For products new to Amazon, this is a Catch-22. If your product has no or few reviews, how is it ever going to get seen and bought by customers and how do you stand a chance of generating any reviews at all?
That is the dichotomy of Amazon. How can you sell without reviews, and how can you get reviews without selling?
Generating ethical reviews
However, it’s not all doom and gloom. There are various tactics to generating reviews, in a way that is above board and ethical.
A well-proven tactic, but a costly one, is to simply spend more on advertising to get your product in front of a wider audience. Even with no reviews, someone will buy a product if it’s put in front of enough people, and over time reviews will build. However, this option is the most time-consuming and costly.
There are also two schemes on Amazon that can help generate ethical reviews.
The Early Review Program allowed brands to pay £60 per item for Amazon to proactively generate reviews from the first five genuine buyers of any product enrolled in the scheme.
This was a great scheme that, for a relatively low cost, really helped generate real reviews from real customers and supported brands in getting new products launched.
As of spring 2021, this scheme has disappeared. Will it return? Who knows, but it certainly does leave a gap that brands need to find a way of filling in their Amazon strategy.
The second scheme from Amazon, which is still available, is the Amazon Vine Programme.
Amazon Vine allows brands whose products are stored in Amazon’s warehouses to gift a certain number of products to Amazon’s Vine Reviewer Panel, who in return will leave a genuine review.
These reviews are often some of the most detailed reviews you will see on Amazon, and despite the reviewers getting the goods for free, they are not incentivised to leave positive reviews and as such consumers believe in them. For many brands, Vine has provided a great platform from which to launch a new product.
Until recently, this was a trial scheme in the UK, in which only five products were allowed to be enrolled per brand, and offered free of charge. Occasionally brands would get some additional Vine Credits, so they could launch more products throughout the year.
Currently, Vine is moving to be a paid service, with a cost of £1,000 or more per product to enrol in the program. For many brands, this becomes cost prohibitive and puts them under huge pressure to find alternate ways to generate those much-needed reviews.
Of course, there are many other ways, and variations of these tactics, to generate reviews.

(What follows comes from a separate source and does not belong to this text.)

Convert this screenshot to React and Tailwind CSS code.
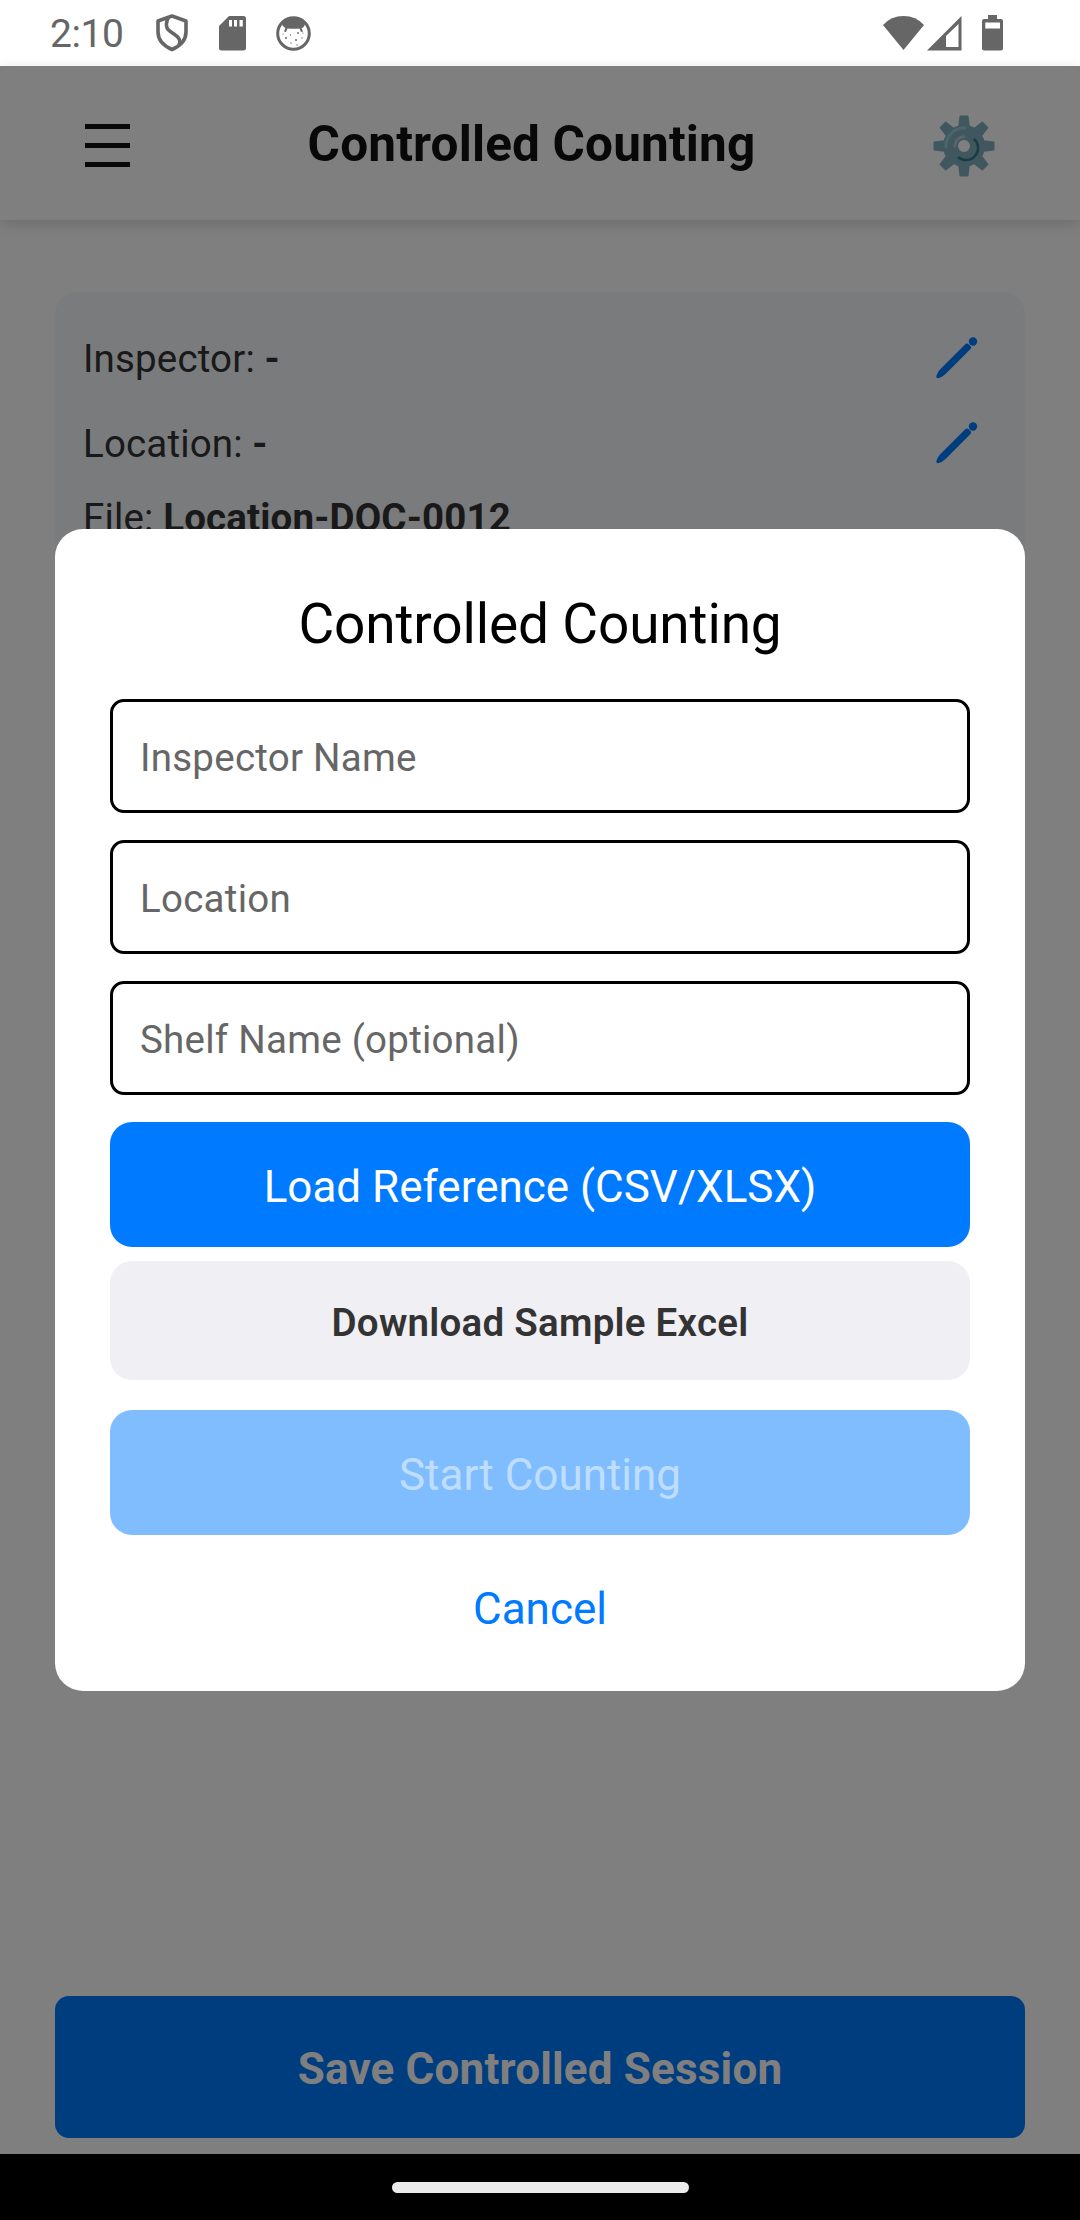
import { useState } from "react";

function StatusBar() {
  return (
    <div className="flex h-[66px] items-center bg-white text-[#666666]">
      <span className="ml-[50px] w-[106px] pt-[2px] text-[39px] leading-none tracking-[-0.4px]">2:10</span>
      <svg className="h-[38px] w-[32px]" viewBox="0 0 32 38" fill="none" stroke="currentColor" strokeWidth="3.6" strokeLinejoin="round">
        <path d="M16 2 30 7V18C30 26 24 32 16 35.500C8 32 2 26 2 18V7Z" />
        <path d="M12 4C8 14 12 16 18 20C24 24 25 27 23 31" />
      </svg>
      <svg className="ml-[31px] h-[35px] w-[27px]" viewBox="0 0 27 35" fill="currentColor">
        <path fillRule="evenodd" d="M10 0H24.500Q27 0 27 2.500V32Q27 34.500 24.500 34.500H2.500Q0 34.500 0 32V10ZM10 4V10.500H13V4ZM15 4V10.500H18V4ZM20.500 4V10.500H23.800V4Z" />
      </svg>
      <svg className="ml-[30px] h-[35px] w-[35px]" viewBox="0 0 35 35" fill="currentColor">
        <circle cx="17.500" cy="17.500" r="15.800" fill="none" stroke="currentColor" strokeWidth="3" />
        <path d="M7 6Q17 -2 28 6L29 8Q28 12 25.500 12L27 15.500L25 16L23.500 12.500Q17.500 13 11.500 12.500L10 16L8 15.500L9.500 12Q6 10 6 8Z" />
        <circle cx="10" cy="22" r="1" />
        <circle cx="20" cy="24" r="1" />
        <circle cx="22" cy="17" r="0.900" />
        <circle cx="14.500" cy="19" r="0.700" />
        <circle cx="26" cy="22" r="0.700" />
        <circle cx="15" cy="27" r="0.700" />
        <circle cx="21" cy="29" r="0.700" />
        <circle cx="7" cy="18" r="0.600" />
        <circle cx="27" cy="17" r="0.600" />
      </svg>
      <svg className="ml-auto h-[34px] w-[41px]" viewBox="0 0 41 34" fill="currentColor">
        <path d="M0 9Q8 0 20.500 0T41 9L20.500 34Z" />
      </svg>
      <svg className="ml-[3px] h-[35px] w-[35px]" viewBox="0 0 35 35" fill="currentColor">
        <path fillRule="evenodd" d="M34.500 0V34.500H0ZM31.500 8 19 20V31H31.500Z" />
      </svg>
      <svg className="mr-[77px] ml-[20px] h-[36px] w-[21px]" viewBox="0 0 21 36" fill="currentColor">
        <path fillRule="evenodd" d="M6 0H15V4H19Q21 4 21 6V33.500Q21 35.500 19 35.500H2Q0 35.500 0 33.500V6Q0 4 2 4H6ZM3.300 7.500V13.500H18V7.500Z" />
      </svg>
    </div>
  );
}

function Gear() {
  const teeth = [0, 45, 90, 135, 180, 225, 270, 315];
  return (
    <svg className="h-[62px] w-[62px]" viewBox="-31 -31 62 62">
      <g fill="#82aebf">
        {teeth.map((angle) => (
          <path key={angle} d="M-4.500 -29.700Q-4.400 -30.500 -3.600 -30.500H3.600Q4.400 -30.500 4.500 -29.700L6 -18H-6Z" transform={`rotate(${angle})`} />
        ))}
      </g>
      <circle r="13.500" fill="none" stroke="#82aebf" strokeWidth="15" />
      <path d="M10 -7A12 12 0 0 1 -6 11" fill="none" stroke="#2f7889" strokeWidth="2.500" />
      <path d="M-18 1A18 18 0 0 1 1 -18" fill="none" stroke="#94cbd6" strokeWidth="3" strokeLinecap="round" />
      <path d="M-9 1A9.500 9.500 0 0 1 1 -9.500" fill="none" stroke="#b0cdd4" strokeWidth="2.600" />
    </svg>
  );
}

function Pencil() {
  return (
    <svg className="h-[42px] w-[42px]" viewBox="0 0 42 42" fill="#007aff">
      <circle cx="37" cy="4.500" r="4.200" />
      <path d="M29 7.500Q31 5.500 33 7.500L34.500 9Q36 10.500 34.500 12L9.500 37Q6 40.500 2 41.200Q0 41.200 .3 39Q1.500 35 4 32.500Z" />
    </svg>
  );
}

function InfoRow({ label, value }) {
  return (
    <div className="flex h-[85px] items-center justify-between">
      <p className="pt-[2px]">
        {label}: <span className="font-bold">{value}</span>
      </p>
      <button className="mr-[19px]" aria-label={`Edit ${label}`}>
        <Pencil />
      </button>
    </div>
  );
}

function Field({ placeholder, value, onChange }) {
  return (
    <input
      className="mb-[27px] block h-[114px] w-full rounded-[14px] border-3 border-black px-[27px] pt-[3px] text-[38.5px] tracking-[0.25px] text-black placeholder:text-[#666666]"
      placeholder={placeholder}
      value={value}
      onChange={(e) => onChange(e.target.value)}
    />
  );
}

export default function App() {
  const [inspector, setInspector] = useState("");
  const [location, setLocation] = useState("");
  const [shelf, setShelf] = useState("");

  return (
    <div className="flex h-[2220px] w-[1080px] flex-col overflow-hidden bg-white font-[Roboto,sans-serif]">
      <StatusBar />

      <div className="relative flex h-[2088px] flex-col bg-white">
        <header className="flex h-[154px] shrink-0 items-center justify-between bg-white pr-[85px] pl-[85px] shadow-[0_4px_14px_rgba(0,0,0,0.15)]">
          <button className="flex w-[45px] flex-col gap-[14px] pt-[4px]" aria-label="Menu">
            <span className="h-[5px] bg-[#111111]" />
            <span className="h-[5px] bg-[#111111]" />
            <span className="h-[5px] bg-[#111111]" />
          </button>
          <h1 className="pt-[3px] text-[49.5px] font-bold tracking-[0.15px] text-[#111111]">Controlled Counting</h1>
          <button className="pt-[5px]" aria-label="Settings">
            <Gear />
          </button>
        </header>

        <main className="flex-1 px-[55px] pt-[72px]">
          <section className="h-[420px] rounded-[22px] bg-[#f3f6f9] px-[28px] pt-[23px] text-[38.5px] tracking-[0.15px] text-[#333333]">
            <InfoRow label="Inspector" value="-" />
            <InfoRow label="Location" value="-" />
            <p className="leading-[65px]">
              File: <span className="font-bold">Location-DOC-0012</span>
            </p>
          </section>
        </main>

        <div className="px-[55px] pb-[16px]">
          <button className="h-[142px] w-full rounded-[14px] bg-[#007aff] pt-[4px] text-[44px] font-bold tracking-[0.18px] text-white">
            Save Controlled Session
          </button>
        </div>

        <div className="absolute inset-0 flex items-center justify-center bg-black/50">
          <div className="h-[1162px] w-[970px] rounded-[28px] bg-white px-[55px] pt-[55px]">
            <h2 className="mb-[35px] text-center text-[55px] leading-[80px] tracking-[-0.15px] text-black">
              Controlled Counting
            </h2>
            <Field placeholder="Inspector Name" value={inspector} onChange={setInspector} />
            <Field placeholder="Location" value={location} onChange={setLocation} />
            <Field placeholder="Shelf Name (optional)" value={shelf} onChange={setShelf} />
            <button className="mb-[14px] block h-[125px] w-full rounded-[22px] bg-[#007aff] pt-[5px] text-[44px] text-white">
              Load Reference (CSV/XLSX)
            </button>
            <button className="mb-[30px] block h-[119px] w-full rounded-[22px] bg-[#efeff4] pt-[5px] text-[38.5px] font-semibold tracking-[0.25px] text-[#333333]">
              Download Sample Excel
            </button>
            <button className="block h-[125px] w-full rounded-[22px] bg-[#80bdff] pt-[5px] text-[44px] text-[#bfdeff]" disabled>
              Start Counting
            </button>
            <button className="mt-[11px] block h-[125px] w-full text-[44px] text-[#007aff]">Cancel</button>
          </div>
        </div>
      </div>

      <div className="flex h-[66px] items-center justify-center bg-black">
        <div className="h-[11px] w-[297px] rounded-full bg-[#ebebeb]" />
      </div>
    </div>
  );
}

They include automated emails to customers who have purchased, notes in their packaging asking for a review, but you still need sales to generate your first reviews.
With avenues for generating reviews at scale now becoming limited, but reviews being so fundamental to success on Amazon, it’s no surprise that many brands have turned to ‘fake reviews’ as a way of succeeding on Amazon.
The dichotomy for Amazon
Amazon is making changes to how they look at reviews in terms of how they are presented to customers and their importance in the Amazon algorithm.

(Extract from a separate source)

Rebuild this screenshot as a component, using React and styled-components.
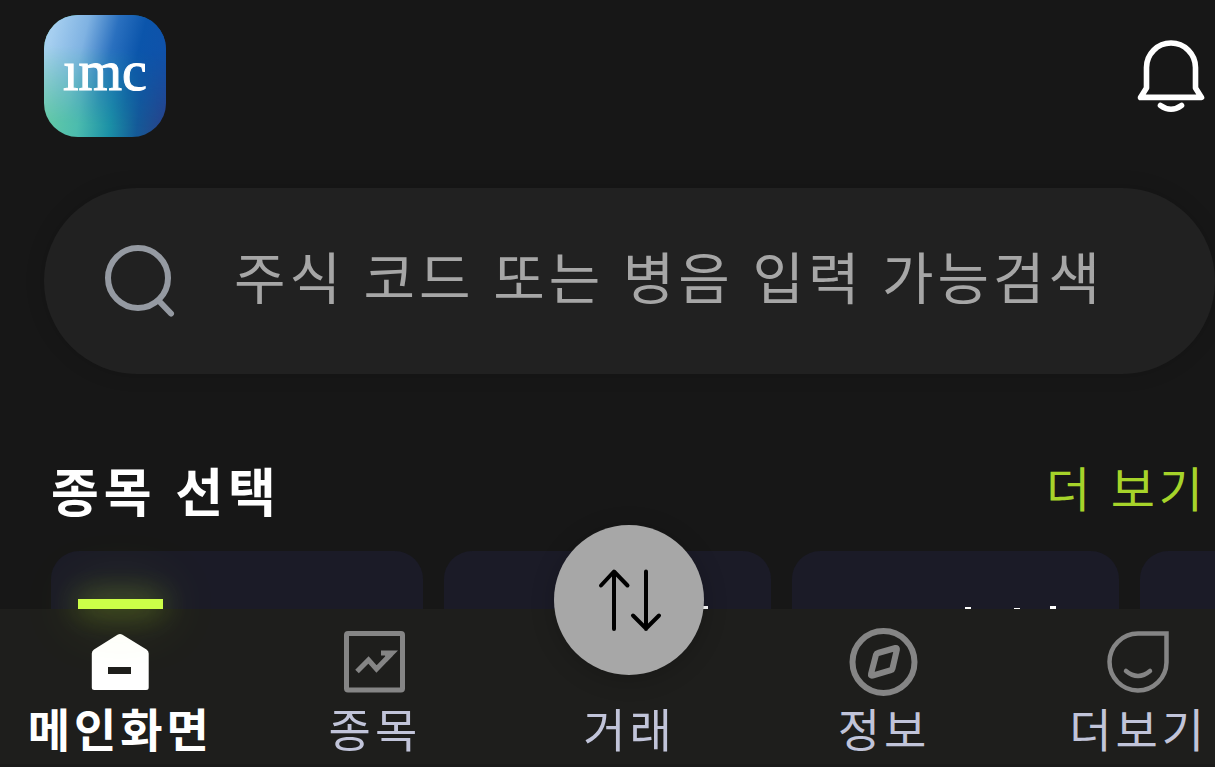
import React from 'react';
import styled, { createGlobalStyle } from 'styled-components';

const GlobalStyle = createGlobalStyle`
  *, *::before, *::after { box-sizing: border-box; }
  html, body { margin: 0; background: #171717; }
  body {
    font-family: "Noto Sans", "Noto Sans CJK KR", sans-serif;
    color: #fff;
    overflow: hidden;
  }
  button, input { font: inherit; letter-spacing: inherit; color: inherit; }
  button { background: none; border: 0; padding: 0; cursor: pointer; }
  svg { display: block; }
`;

const Page = styled.div`
  min-height: 100vh;
  overflow: hidden;
`;

const Header = styled.header`
  display: flex;
  justify-content: space-between;
  align-items: center;
  padding: 15px 8px 0 44px;
`;

const Logo = styled.a`
  position: relative;
  isolation: isolate;
  overflow: hidden;
  display: flex;
  align-items: center;
  justify-content: center;
  width: 122px;
  height: 122px;
  padding-bottom: 10px;
  border-radius: 34px;
  background: linear-gradient(97deg, #66cba6 8%, #4cbcae 34%, #1b90a6 58%, #145a98 78%, #2b3f88 100%);
  color: #fff;
  font: 56px/64px "Liberation Serif", serif;
  -webkit-text-stroke: 1px #fff;
  text-decoration: none;

  &::before {
    content: "";
    position: absolute;
    inset: 0;
    z-index: -1;
    background: linear-gradient(104deg, #a6cff0 8%, #7fb2e2 30%, #2a70bf 50%, #0b55ab 68%, #134fa8 100%);
    mask-image: linear-gradient(183deg, #000 28%, transparent 88%);
  }
`;

const IconButton = styled.button`
  display: block;
`;

const SearchBox = styled.label`
  display: flex;
  align-items: center;
  gap: 56px;
  height: 186px;
  margin: 51px 0 0 44px;
  padding: 0 60px;
  border-radius: 93px;
  background: #212121;
  box-shadow: 0 0 20px rgba(0, 0, 0, 0.14);
`;

const SearchInput = styled.input`
  flex: 1;
  min-width: 0;
  height: 96px;
  padding: 0 0 8px;
  border: 0;
  outline: 0;
  background: transparent;
  font-size: 56px;
  letter-spacing: 4px;
  &::placeholder { color: #a6a6a6; opacity: 1; }
`;

const SectionHead = styled.div`
  display: flex;
  justify-content: space-between;
  align-items: center;
  margin-top: 79px;
  padding: 0 8px 0 51px;
`;

const SectionTitle = styled.h2`
  margin: 0;
  font-size: 52px;
  line-height: 78px;
  font-weight: 700;
  letter-spacing: 5px;
`;

const MoreLink = styled.a`
  color: #a6d42a;
  font-size: 48px;
  line-height: 72px;
  padding-bottom: 6px;
  letter-spacing: 4px;
  text-decoration: none;
`;

const Cards = styled.div`
  display: flex;
  gap: 21px;
  margin-top: 20px;
  padding-left: 51px;
`;

const Card = styled.article`
  flex: 0 0 ${(p) => (p.$wide ? 372 : 327)}px;
  height: 240px;
  border-radius: 28px;
  background: #1b1b27;
  display: flex;
  justify-content: flex-end;
  align-items: flex-start;
  gap: ${(p) => p.$gap || 0}px;
  padding: 55px 63px 0;
`;

const Stem = styled.i`
  width: 6px;
  height: 40px;
  margin-top: ${(p) => p.$drop || 0}px;
  margin-right: ${(p) => p.$space || 0}px;
  background: #fff;
`;

const TabBar = styled.nav`
  position: fixed;
  left: -7px;
  right: -51px;
  bottom: 0;
  height: 158px;
  display: grid;
  grid-template-columns: repeat(5, 1fr);
  background: #1e1e1c;
  border-bottom: 3px solid #1b1b1a;
`;

const Tab = styled.button`
  position: relative;
  display: flex;
  flex-direction: column;
  align-items: center;
  justify-content: flex-start;
  padding-top: 16px;
  color: ${(p) => (p.$active ? '#fff' : '#c1c4d9')};
  font-size: 46px;
  line-height: 64px;
  letter-spacing: 4px;
  font-weight: ${(p) => (p.$active ? 700 : 400)};
`;

const TabIcon = styled.span`
  display: block;
  height: 72px;
  color: #858585;
`;

const ActiveMark = styled.span`
  position: absolute;
  top: -10px;
  left: 50%;
  width: 85px;
  height: 10px;
  margin-left: -42px;
  background: #ccff48;
  box-shadow: 0 0 60px rgba(190, 245, 50, 0.45), 0 0 30px rgba(190, 245, 50, 0.5);
`;

const TradeDisc = styled.span`
  position: absolute;
  top: -84px;
  left: 50%;
  width: 150px;
  height: 150px;
  margin-left: -75px;
  border-radius: 50%;
  background: #a7a7a7;
  box-shadow: 0 4px 24px rgba(0, 0, 0, 0.2);
  display: flex;
  align-items: center;
  justify-content: center;
`;

const BellIcon = () => (
  <svg width="72" height="80" viewBox="0 0 72 80" fill="none" stroke="#fff" strokeWidth="5.6" strokeLinejoin="round" strokeLinecap="round">
    <path d="M11.500 31.500a24.500 24.500 0 0 1 49 0V52l6 9.400H5.500l6-9.400Z" />
    <path d="M25.500 69.500q10.500 7.500 21 0" />
  </svg>
);

const SearchIcon = () => (
  <svg width="74" height="76" viewBox="0 0 74 76" fill="none" stroke="#959aa2" strokeWidth="6" strokeLinecap="round">
    <circle cx="34" cy="35" r="30" />
    <path d="M55 58l12 12.500" />
  </svg>
);

const HomeIcon = () => (
  <svg width="72" height="72" viewBox="0 0 72 72">
    <path d="M33.500 9.700q2.500-1.600 5 0L62.500 24.500q2.200 1.500 2.200 4V62.500q0 2.500-2.500 2.500H10.300q-2.500 0-2.500-2.500V28.500q0-2.500 2.200-4Z" fill="#fff" />
    <rect x="24" y="42" width="23" height="7" fill="#1e1e1c" />
  </svg>
);

const ChartIcon = () => (
  <svg width="72" height="72" viewBox="0 0 72 72" fill="none" stroke="currentColor" strokeWidth="5">
    <rect x="7.500" y="8.500" width="56" height="56.500" rx="1.500" />
    <path d="M18 46.500L29.500 35l8 9L52 29" />
    <path d="M42 25.500h17L48 36.500l-2-6h-4Z" fill="currentColor" stroke="none" />
  </svg>
);

const SwapIcon = () => (
  <svg width="72" height="72" viewBox="0 0 72 72" fill="none" stroke="#000" strokeWidth="4" strokeLinecap="round" strokeLinejoin="round">
    <path d="M21 65V8M8 21.500L21 7.500 34.500 21.500" />
    <path d="M53 7.500V65M40 51.500l13 13L66 51.500" />
  </svg>
);

const CompassIcon = () => (
  <svg width="72" height="72" viewBox="0 0 72 72" fill="none" stroke="currentColor" strokeWidth="6" strokeLinejoin="round">
    <circle cx="35.500" cy="37" r="31" />
    <path d="M30 28l17.500-5q1.700-.3 1.400 1.500L44.500 43.500q-.3 1.300-1.500 1.600L24.500 50.600q-2 .4-1.500-1.500L28 29.800q.5-1.500 2-1.800Z" />
  </svg>
);

const SmileIcon = () => (
  <svg width="72" height="72" viewBox="0 0 72 72" fill="none" stroke="currentColor" strokeWidth="4.500">
    <path d="M35 8.500h28.500V37.500A28.500 28.500 0 1 1 35 8.500Z" />
    <path d="M23 46q12 10 24 0" strokeLinecap="round" />
  </svg>
);

const tabs = [
  { label: '메인화면', Icon: HomeIcon, active: true },
  { label: '종목', Icon: ChartIcon },
  { label: '거래', Icon: SwapIcon, disc: true },
  { label: '정보', Icon: CompassIcon },
  { label: '더보기', Icon: SmileIcon },
];

export default function App() {
  return (
    <Page>
      <GlobalStyle />
      <Header>
        <Logo href="#">ımc</Logo>
        <IconButton type="button" aria-label="알림"><BellIcon /></IconButton>
      </Header>
      <SearchBox>
        <SearchIcon />
        <SearchInput type="text" aria-label="검색" placeholder="주식 코드 또는 병음 입력 가능검색" />
      </SearchBox>
      <SectionHead>
        <SectionTitle>종목 선택</SectionTitle>
        <MoreLink href="#">더 보기</MoreLink>
      </SectionHead>
      <Cards>
        <Card $wide />
        <Card><Stem /></Card>
        <Card $gap={30}>
          <Stem $drop={1} $space={13} />
          <Stem $drop={2} />
          <Stem />
        </Card>
        <Card />
      </Cards>
      <TabBar>
        {tabs.map(({ label, Icon, active, disc }) => (
          <Tab key={label} type="button" $active={active}>
            {active && <ActiveMark />}
            <TabIcon>{disc ? <TradeDisc><Icon /></TradeDisc> : <Icon />}</TabIcon>
            {label}
          </Tab>
        ))}
      </TabBar>
    </Page>
  );
}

Some of this makes sense, but what it does is increase the importance of generating even more reviews.
When coupled with Amazon’s removal of the Early Review Program and increasing costs of the Vine program, it creates even more pressure for brands that want to succeed on the platform with their products.
Despite Amazon’s huge crackdown on fake reviews – with fewer legitimate options to generate reviews, mounting costs for doing so, and an even greater focus on reviews in the Amazon algorithm, is it a surprise that brands are continuing to turn to fake reviews to drive success? It may not be ethical, but to them it makes commercial sense.
For many businesses, particularly smaller brands on Amazon with less to lose, the risk vs. the reward of fake reviews is a relatively one-sided equation.
But for those brands that care more about their sustainability and long-term success, what can be done?
The alternatives
This is an area where Amazon needs to do more to improve its own reviews situation.
While Amazon is quite rightly cracking down on fake reviews, by increasing the importance of reviews on its platform but simultaneously removing options for generating them ethically, perhaps the wrong kind of behaviour is being encouraged.
Amazon could be more successful in its crackdown on fake reviews by providing brands with more viable, cost-effective, and scalable alternatives to generating legitimate ones.
For brands who care about their sustainability, there remains only one route – and that is to maximise and exploit all available options for genuine review generation and avoid fake reviews at all costs.